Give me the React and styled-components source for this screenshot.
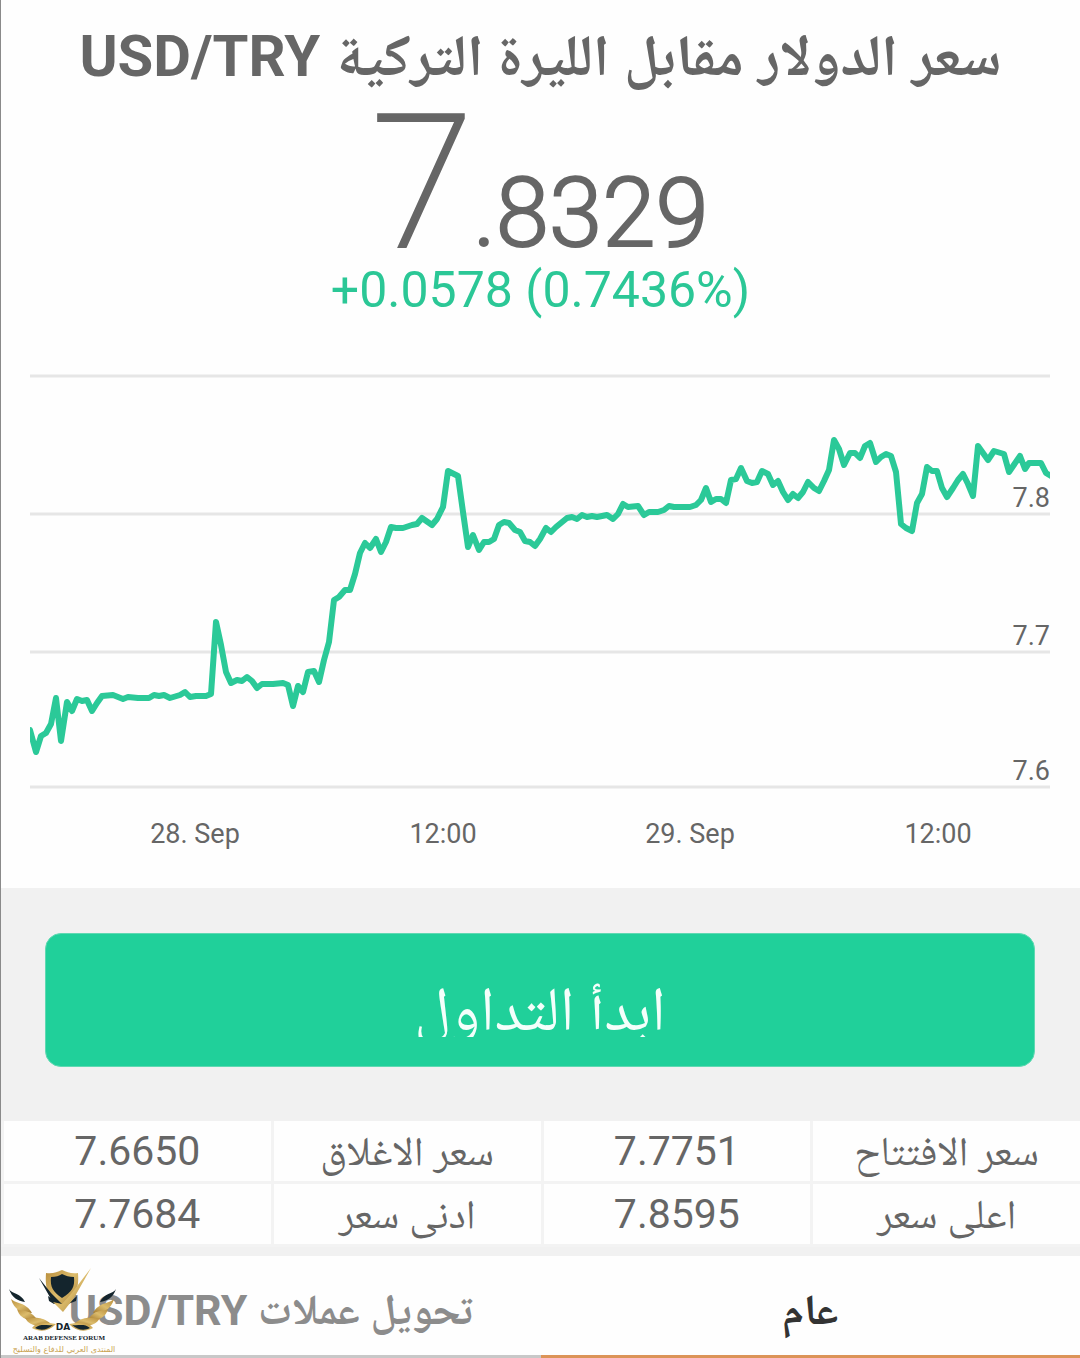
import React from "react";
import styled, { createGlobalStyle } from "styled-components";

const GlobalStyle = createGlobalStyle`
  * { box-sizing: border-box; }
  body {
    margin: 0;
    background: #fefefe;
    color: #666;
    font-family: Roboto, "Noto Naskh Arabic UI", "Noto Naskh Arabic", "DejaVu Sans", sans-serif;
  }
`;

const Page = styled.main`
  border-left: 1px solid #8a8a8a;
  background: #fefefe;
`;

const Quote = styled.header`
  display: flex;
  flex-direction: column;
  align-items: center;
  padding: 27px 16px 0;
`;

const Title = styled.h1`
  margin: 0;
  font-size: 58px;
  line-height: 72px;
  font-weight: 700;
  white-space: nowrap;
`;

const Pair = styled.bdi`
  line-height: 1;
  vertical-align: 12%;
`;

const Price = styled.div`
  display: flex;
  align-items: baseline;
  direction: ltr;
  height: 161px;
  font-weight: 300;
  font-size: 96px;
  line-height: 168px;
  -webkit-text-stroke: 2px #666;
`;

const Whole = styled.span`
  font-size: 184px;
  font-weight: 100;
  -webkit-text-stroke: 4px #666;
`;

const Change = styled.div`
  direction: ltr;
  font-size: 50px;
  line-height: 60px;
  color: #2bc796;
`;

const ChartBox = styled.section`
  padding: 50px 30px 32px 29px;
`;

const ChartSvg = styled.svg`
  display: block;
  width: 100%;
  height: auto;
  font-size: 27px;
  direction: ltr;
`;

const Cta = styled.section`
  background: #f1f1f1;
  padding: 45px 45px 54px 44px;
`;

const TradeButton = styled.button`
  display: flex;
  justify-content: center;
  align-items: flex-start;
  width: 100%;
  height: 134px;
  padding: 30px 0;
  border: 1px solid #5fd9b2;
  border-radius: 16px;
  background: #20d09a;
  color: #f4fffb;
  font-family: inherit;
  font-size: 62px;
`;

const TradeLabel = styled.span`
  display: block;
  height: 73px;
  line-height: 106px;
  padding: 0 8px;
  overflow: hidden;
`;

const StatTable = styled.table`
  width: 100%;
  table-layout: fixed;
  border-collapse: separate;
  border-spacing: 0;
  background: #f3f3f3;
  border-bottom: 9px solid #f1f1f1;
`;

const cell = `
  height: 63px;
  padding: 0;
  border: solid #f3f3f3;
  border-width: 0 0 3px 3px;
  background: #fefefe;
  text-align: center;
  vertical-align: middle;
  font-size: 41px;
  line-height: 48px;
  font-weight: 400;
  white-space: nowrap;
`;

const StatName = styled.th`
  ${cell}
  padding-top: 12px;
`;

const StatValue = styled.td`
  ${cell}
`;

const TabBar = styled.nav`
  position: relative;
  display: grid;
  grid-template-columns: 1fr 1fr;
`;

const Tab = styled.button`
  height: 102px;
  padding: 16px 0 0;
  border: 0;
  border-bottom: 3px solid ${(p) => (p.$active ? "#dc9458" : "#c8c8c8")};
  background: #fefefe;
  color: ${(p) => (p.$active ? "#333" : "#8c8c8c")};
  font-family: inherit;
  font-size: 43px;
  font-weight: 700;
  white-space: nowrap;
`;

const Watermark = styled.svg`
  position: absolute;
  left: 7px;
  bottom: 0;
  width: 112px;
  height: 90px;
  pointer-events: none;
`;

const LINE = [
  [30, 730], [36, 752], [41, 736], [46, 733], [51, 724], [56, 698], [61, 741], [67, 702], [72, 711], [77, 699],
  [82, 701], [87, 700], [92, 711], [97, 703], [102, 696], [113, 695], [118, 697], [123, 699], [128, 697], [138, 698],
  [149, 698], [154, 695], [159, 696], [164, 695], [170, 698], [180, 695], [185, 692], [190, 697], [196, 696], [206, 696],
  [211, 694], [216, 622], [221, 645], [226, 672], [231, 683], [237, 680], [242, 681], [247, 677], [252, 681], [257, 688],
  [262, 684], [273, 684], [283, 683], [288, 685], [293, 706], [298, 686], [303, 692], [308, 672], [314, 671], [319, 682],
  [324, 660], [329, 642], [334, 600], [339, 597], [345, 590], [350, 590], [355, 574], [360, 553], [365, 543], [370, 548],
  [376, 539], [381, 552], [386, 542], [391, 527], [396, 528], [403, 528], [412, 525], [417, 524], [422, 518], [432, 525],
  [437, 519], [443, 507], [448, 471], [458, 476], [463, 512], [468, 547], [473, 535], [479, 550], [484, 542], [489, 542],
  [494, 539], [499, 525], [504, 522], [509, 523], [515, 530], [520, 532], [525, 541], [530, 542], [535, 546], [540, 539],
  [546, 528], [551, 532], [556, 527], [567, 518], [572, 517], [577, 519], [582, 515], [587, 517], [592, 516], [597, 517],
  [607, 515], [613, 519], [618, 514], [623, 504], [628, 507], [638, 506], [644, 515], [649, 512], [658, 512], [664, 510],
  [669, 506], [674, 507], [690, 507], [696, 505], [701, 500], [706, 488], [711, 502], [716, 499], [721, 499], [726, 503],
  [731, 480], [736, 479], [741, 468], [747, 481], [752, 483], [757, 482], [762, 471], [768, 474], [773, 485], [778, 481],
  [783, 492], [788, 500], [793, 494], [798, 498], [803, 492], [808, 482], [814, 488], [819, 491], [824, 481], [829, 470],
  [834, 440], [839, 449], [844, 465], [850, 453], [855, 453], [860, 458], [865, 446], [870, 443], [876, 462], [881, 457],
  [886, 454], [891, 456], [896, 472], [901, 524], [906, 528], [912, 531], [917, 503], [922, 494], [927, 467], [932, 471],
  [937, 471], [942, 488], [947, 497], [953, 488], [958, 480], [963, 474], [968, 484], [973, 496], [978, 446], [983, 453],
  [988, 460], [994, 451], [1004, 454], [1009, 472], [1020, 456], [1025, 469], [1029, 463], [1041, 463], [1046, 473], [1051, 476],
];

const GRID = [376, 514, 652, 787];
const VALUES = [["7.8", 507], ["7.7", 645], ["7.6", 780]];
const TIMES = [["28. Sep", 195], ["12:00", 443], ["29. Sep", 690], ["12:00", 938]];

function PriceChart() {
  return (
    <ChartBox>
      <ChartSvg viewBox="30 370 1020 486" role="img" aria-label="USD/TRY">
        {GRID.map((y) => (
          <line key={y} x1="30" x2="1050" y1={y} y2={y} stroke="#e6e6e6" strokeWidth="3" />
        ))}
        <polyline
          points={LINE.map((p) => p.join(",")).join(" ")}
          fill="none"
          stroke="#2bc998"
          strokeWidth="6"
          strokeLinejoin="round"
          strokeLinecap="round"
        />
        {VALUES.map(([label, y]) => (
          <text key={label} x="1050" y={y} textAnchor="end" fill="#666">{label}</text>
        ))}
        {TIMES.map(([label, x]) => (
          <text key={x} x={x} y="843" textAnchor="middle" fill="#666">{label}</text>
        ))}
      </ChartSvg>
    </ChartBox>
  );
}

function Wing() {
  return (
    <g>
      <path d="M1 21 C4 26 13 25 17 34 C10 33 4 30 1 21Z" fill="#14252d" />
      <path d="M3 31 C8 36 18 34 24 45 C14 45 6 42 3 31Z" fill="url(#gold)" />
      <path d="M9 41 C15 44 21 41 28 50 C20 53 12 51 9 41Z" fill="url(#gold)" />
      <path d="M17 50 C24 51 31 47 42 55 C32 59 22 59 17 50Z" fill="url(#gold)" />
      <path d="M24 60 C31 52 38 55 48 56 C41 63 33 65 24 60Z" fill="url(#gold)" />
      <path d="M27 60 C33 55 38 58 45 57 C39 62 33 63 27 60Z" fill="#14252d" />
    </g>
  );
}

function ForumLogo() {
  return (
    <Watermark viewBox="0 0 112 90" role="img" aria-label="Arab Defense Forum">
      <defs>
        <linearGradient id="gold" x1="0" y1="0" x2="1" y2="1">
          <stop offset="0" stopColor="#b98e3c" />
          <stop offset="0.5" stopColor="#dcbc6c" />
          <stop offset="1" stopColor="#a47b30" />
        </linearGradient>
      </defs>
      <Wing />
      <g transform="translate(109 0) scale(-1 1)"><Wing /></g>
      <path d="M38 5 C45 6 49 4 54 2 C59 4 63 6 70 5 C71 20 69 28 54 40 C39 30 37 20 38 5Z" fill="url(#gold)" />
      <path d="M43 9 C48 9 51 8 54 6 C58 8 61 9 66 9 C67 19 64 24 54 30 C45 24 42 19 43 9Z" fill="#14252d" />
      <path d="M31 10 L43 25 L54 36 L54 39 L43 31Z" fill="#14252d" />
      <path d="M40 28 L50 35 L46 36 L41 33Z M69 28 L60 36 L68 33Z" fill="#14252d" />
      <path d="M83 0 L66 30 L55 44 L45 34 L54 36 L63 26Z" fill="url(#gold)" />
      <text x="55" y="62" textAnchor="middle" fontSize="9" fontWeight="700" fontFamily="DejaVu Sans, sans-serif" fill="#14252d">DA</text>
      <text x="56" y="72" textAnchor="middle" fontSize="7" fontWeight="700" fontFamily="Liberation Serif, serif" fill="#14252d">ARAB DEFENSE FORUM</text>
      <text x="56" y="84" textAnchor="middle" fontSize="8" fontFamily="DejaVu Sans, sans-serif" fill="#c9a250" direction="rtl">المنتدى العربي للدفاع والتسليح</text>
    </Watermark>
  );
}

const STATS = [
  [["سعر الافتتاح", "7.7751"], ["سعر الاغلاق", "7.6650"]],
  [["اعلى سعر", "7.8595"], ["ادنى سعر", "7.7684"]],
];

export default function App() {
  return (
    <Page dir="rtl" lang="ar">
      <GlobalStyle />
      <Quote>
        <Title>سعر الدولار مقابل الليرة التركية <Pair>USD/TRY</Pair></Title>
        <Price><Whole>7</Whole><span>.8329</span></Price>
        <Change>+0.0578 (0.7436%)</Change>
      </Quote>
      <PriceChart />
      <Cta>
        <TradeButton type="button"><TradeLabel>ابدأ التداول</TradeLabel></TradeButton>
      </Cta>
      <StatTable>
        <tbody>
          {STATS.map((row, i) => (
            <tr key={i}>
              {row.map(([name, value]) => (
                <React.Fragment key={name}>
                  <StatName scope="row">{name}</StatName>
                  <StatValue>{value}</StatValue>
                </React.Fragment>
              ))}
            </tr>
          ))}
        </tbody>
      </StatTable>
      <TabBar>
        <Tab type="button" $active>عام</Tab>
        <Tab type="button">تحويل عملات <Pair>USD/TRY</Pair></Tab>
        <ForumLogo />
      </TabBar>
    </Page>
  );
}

○ ○ ○ ○ ○

**GOAL OF THE EXERCISE**
Which lines in the listing above hold the word "components"? Show each of them.

**FULL OUTPUT**
Give me the React and styled-components source for this screenshot.
import styled, { createGlobalStyle } from "styled-components";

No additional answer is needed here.